The US economy is currently supported by a narrow but powerful driver: business investment in AI data centers. However, the speaker argues that this 14% slice of the economy cannot indefinitely offset the weakness in the consumer sector, which accounts for 68% of GDP.

  • Consumer Confidence: Sentiment is at its lowest level since 1990, driven by the dual pressures of tariff-related inflation and the current "war trade" energy shock.
  • Upcoming Data: The market is looking toward Flash PMI numbers to determine if the global economy is entering a contractionary phase.
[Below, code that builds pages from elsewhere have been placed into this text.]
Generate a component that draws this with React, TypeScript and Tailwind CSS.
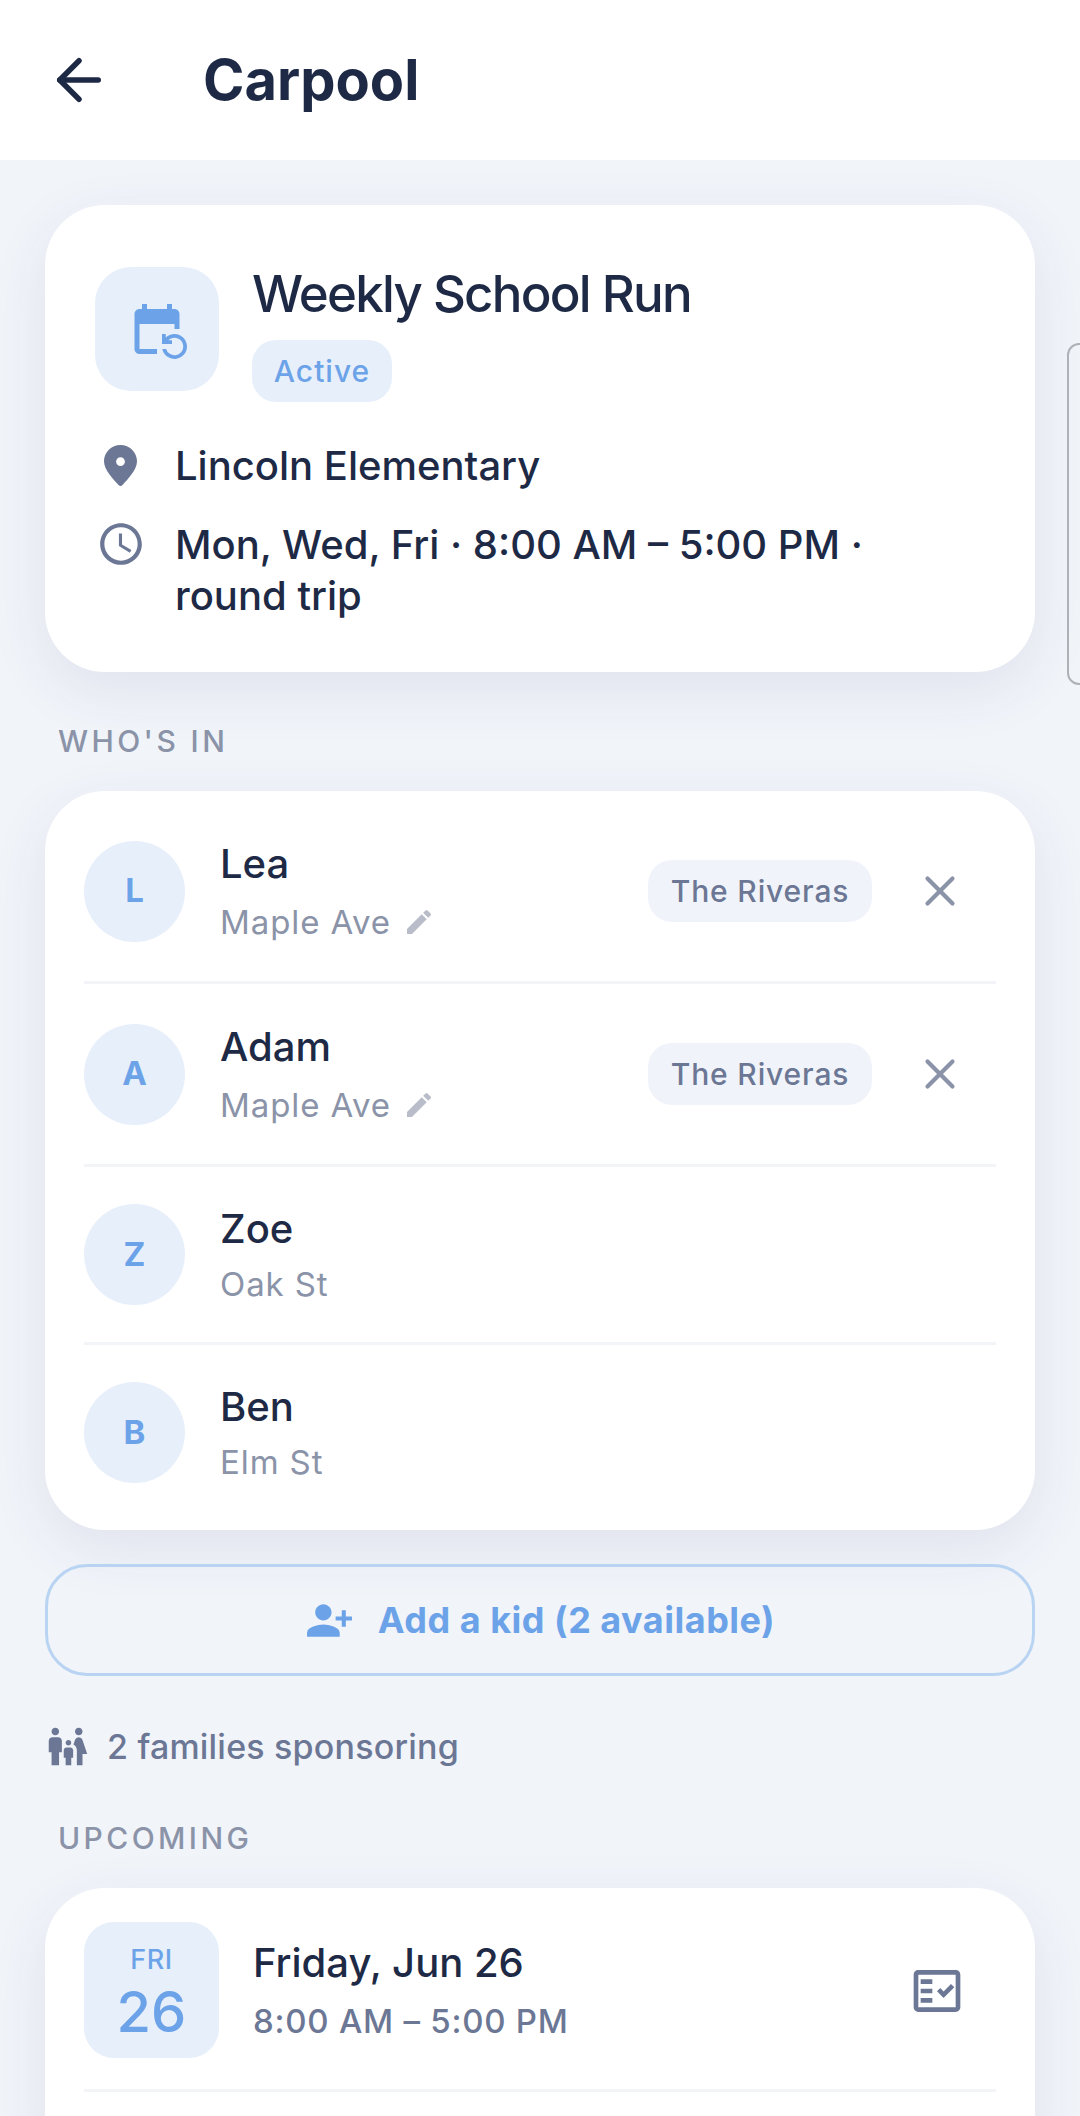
import React from "react";
import { ArrowLeft, X } from "lucide-react";
import { MdEventRepeat, MdAccessTime, MdEdit, MdPersonAddAlt1, MdFamilyRestroom, MdOutlineFactCheck } from "react-icons/md";

const Avatar = ({ c }: { c: string }) => (
  <div className="flex h-[101px] w-[101px] shrink-0 items-center justify-center rounded-full bg-[#e7effb] text-[33px] font-bold text-[#6ca3e8]">{c}</div>
);

const Kid = ({ c, name, place, editable, last }: { c: string; name: string; place: string; editable?: boolean; last?: boolean }) => (
  <div className={`flex items-center ${editable ? "h-[183px]" : last ? "h-[175px]" : "h-[178px]"} ${last ? "" : "border-b-[3px] border-[#f2f4f8]"}`}>
    <Avatar c={c} />
    <div className="ml-[35px] flex-1">
      <div className="text-[40px] leading-[51px] font-[450] text-[#1e2a45]">{name}</div>
      <div className={`${editable ? "mt-[11px]" : "mt-[8px]"} flex items-center text-[33px] leading-[45px] tracking-[0.9px] text-[#8a93a8]`}>
        {place}
        {editable && <MdEdit className="ml-[12px] text-[32px] text-[#b8bdc9]" />}
      </div>
    </div>
    {editable && (
      <>
        <div className="flex h-[62px] w-[224px] items-center justify-center rounded-[24px] bg-[#f0f4fa] text-[30px] font-medium tracking-[0.85px] text-[#6b7794]">The Riveras</div>
        <X size={50} strokeWidth={2} className="mr-[31px] ml-[43px] text-[#8a93a8]" />
      </>
    )}
  </div>
);

const Label = ({ children }: { children: string }) => (
  <div className="ml-[13px] text-[30px] leading-[39px] font-medium tracking-[3.4px] text-[#8a93a8]">{children}</div>
);

export default function App() {
  return (
    <div className="relative h-[2116px] w-[1080px] overflow-hidden bg-[#f1f4f9] font-['Inter',sans-serif]">
      <header className="relative z-10 flex h-[160px] items-center bg-white pl-[46px]">
        <ArrowLeft size={66} strokeWidth={2} className="text-[#1e2a45]" />
        <h1 className="ml-[91px] text-[56px] font-bold text-[#1e2a45]">Carpool</h1>
      </header>
      <main className="px-[45px] pt-[45px]">
        <section className="h-[467px] rounded-[60px] bg-white px-[50px] pt-[62px] shadow-[0_18px_60px_rgba(50,60,110,0.09)]">
          <div className="flex">
            <div className="flex h-[124px] w-[124px] items-center justify-center rounded-[36px] bg-[#e7effb]">
              <MdEventRepeat className="text-[60px] text-[#6ca3e8]" />
            </div>
            <div className="ml-[33px]">
              <div className="-mt-[2px] text-[51px] leading-[58px] font-medium tracking-[-1.75px] text-[#1e2a45]">Weekly School Run</div>
              <div className="mt-[17px] flex h-[62px] w-[140px] items-center justify-center rounded-[24px] bg-[#e7effb] text-[30px] font-medium tracking-[1px] text-[#6ca3e8]">Active</div>
            </div>
          </div>
          <div className="mt-[38px] flex items-center">
            <svg viewBox="0 0 33 41" className="ml-[9px] h-[41px] w-[33px] fill-[#6b7794]">
              <path fillRule="evenodd" d="M16.5 0C7.4 0 0 7.3 0 16.3 0 25 9 34 14.5 40a3 3 0 0 0 4 0C24 34 33 25 33 16.3 33 7.3 25.6 0 16.5 0Zm0 12.2a4.4 4.4 0 1 1 0 8.8 4.4 4.4 0 0 1 0-8.8Z" />
            </svg>
            <span className="ml-[38px] text-[40px] leading-[51px] font-[450] text-[#1e2a45]">Lincoln Elementary</span>
          </div>
          <div className="mt-[28px] flex items-start">
            <MdAccessTime className="ml-[1px] text-[50px] text-[#6b7794]" />
            <span className="ml-[29px] w-[740px] text-[40px] leading-[51px] font-[450] text-[#1e2a45]">Mon, Wed, Fri · 8:00 AM – 5:00 PM · round trip</span>
          </div>
        </section>
        <div className="mt-[50px] mb-[30px]"><Label>WHO'S IN</Label></div>
        <section className="rounded-[60px] bg-white px-[39px] py-[10px] shadow-[0_18px_60px_rgba(50,60,110,0.09)]">
          <Kid c="L" name="Lea" place="Maple Ave" editable />
          <Kid c="A" name="Adam" place="Maple Ave" editable />
          <Kid c="Z" name="Zoe" place="Oak St" />
          <Kid c="B" name="Ben" place="Elm St" last />
        </section>
        <button className="mt-[34px] flex h-[112px] w-full items-center justify-center rounded-[42px] border-[3px] border-[#b9d4f3] text-[36px] font-bold tracking-[0.5px] text-[#6ca3e8]">
          <MdPersonAddAlt1 className="mr-[24px] text-[49px]" />
          Add a kid (2 available)
        </button>
        <div className="mt-[48px] flex items-center text-[#6b7794]">
          <MdFamilyRestroom className="text-[45px]" />
          <span className="ml-[17px] text-[34px] leading-[44px] font-[450] tracking-[0.2px]">2 families sponsoring</span>
        </div>
        <div className="mt-[50px] mb-[30px]"><Label>UPCOMING</Label></div>
        <section className="h-[300px] rounded-[60px] bg-white px-[39px] pt-[34px] shadow-[0_18px_60px_rgba(50,60,110,0.09)]">
          <div className="flex h-[170px] items-start border-b-[3px] border-[#f2f4f8]">
            <div className="flex h-[136px] w-[135px] flex-col items-center justify-center rounded-[30px] bg-[#e7effb] pt-[6px] text-[#6ca3e8]">
              <div className="text-[27px] leading-[32px] font-medium tracking-[0.5px]">FRI</div>
              <div className="mt-[6px] text-[56px] leading-[60px] font-medium">26</div>
            </div>
            <div className="ml-[34px] flex-1 pt-[15px]">
              <div className="text-[40px] leading-[51px] font-[450] text-[#1e2a45]">Friday, Jun 26</div>
              <div className="mt-[11px] text-[33px] leading-[45px] font-[450] tracking-[0.75px] text-[#6b7794]">8:00 AM – 5:00 PM</div>
            </div>
            <MdOutlineFactCheck className="mt-[41px] mr-[31px] text-[56px] text-[#6b7794]" />
          </div>
        </section>
      </main>
      <div className="absolute top-[343px] left-[1067px] h-[342px] w-[30px] rounded-[12px] border-2 border-[#aeb1b6]" />
    </div>
  );
}
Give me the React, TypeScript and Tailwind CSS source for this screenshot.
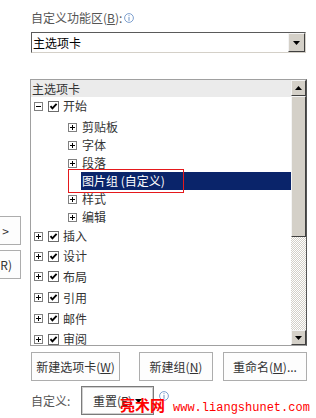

5. Strategic Positioning and Methodology

The speaker outlines a "risk-off" tactical approach based on the following framework:

  • Short Gold / Long Dollar: Based on the expectation that rising yields will continue to pressure non-yielding assets.
  • Energy Exposure: Maintaining long positions in energy (USO, UNNG) to hedge against supply-side shocks.
  • Equity Hedging: Reducing equity exposure by selling calls against existing put verticals to lower costs while increasing downside protection.
  • Relative Value: Holding long positions in "unloved" software ETFs (IGV) as a potential rotation play if the semiconductor/AI trade begins to falter.

6. Notable Quotes

  • "The markets paused to think about the pain that they suffered last Friday, but pointedly they did not unclench."
  • "The component that stands out is the jump in transportation services... the energy shock is now moving out of energy and into the service sector. It is already spilling over."
  • "At some point, no matter how fast that [business investment] is growing, a meaningful slowdown in the 68% slice of the economy [the consumer] looks like it would overwhelm those forces."

Synthesis

The market is currently caught in a transition phase where the "war trade" is no longer just a geopolitical concern but a fundamental driver of sticky inflation and central bank hawkishness. While AI-driven business investment has provided a floor for the economy, the combination of rising energy costs, weakening consumer confidence, and technical damage in equity indices suggests a high probability of further downside. The focus for the coming week remains on the FOMC minutes and Flash PMI data to confirm whether the economy is entering a period of growth-scare-induced contraction.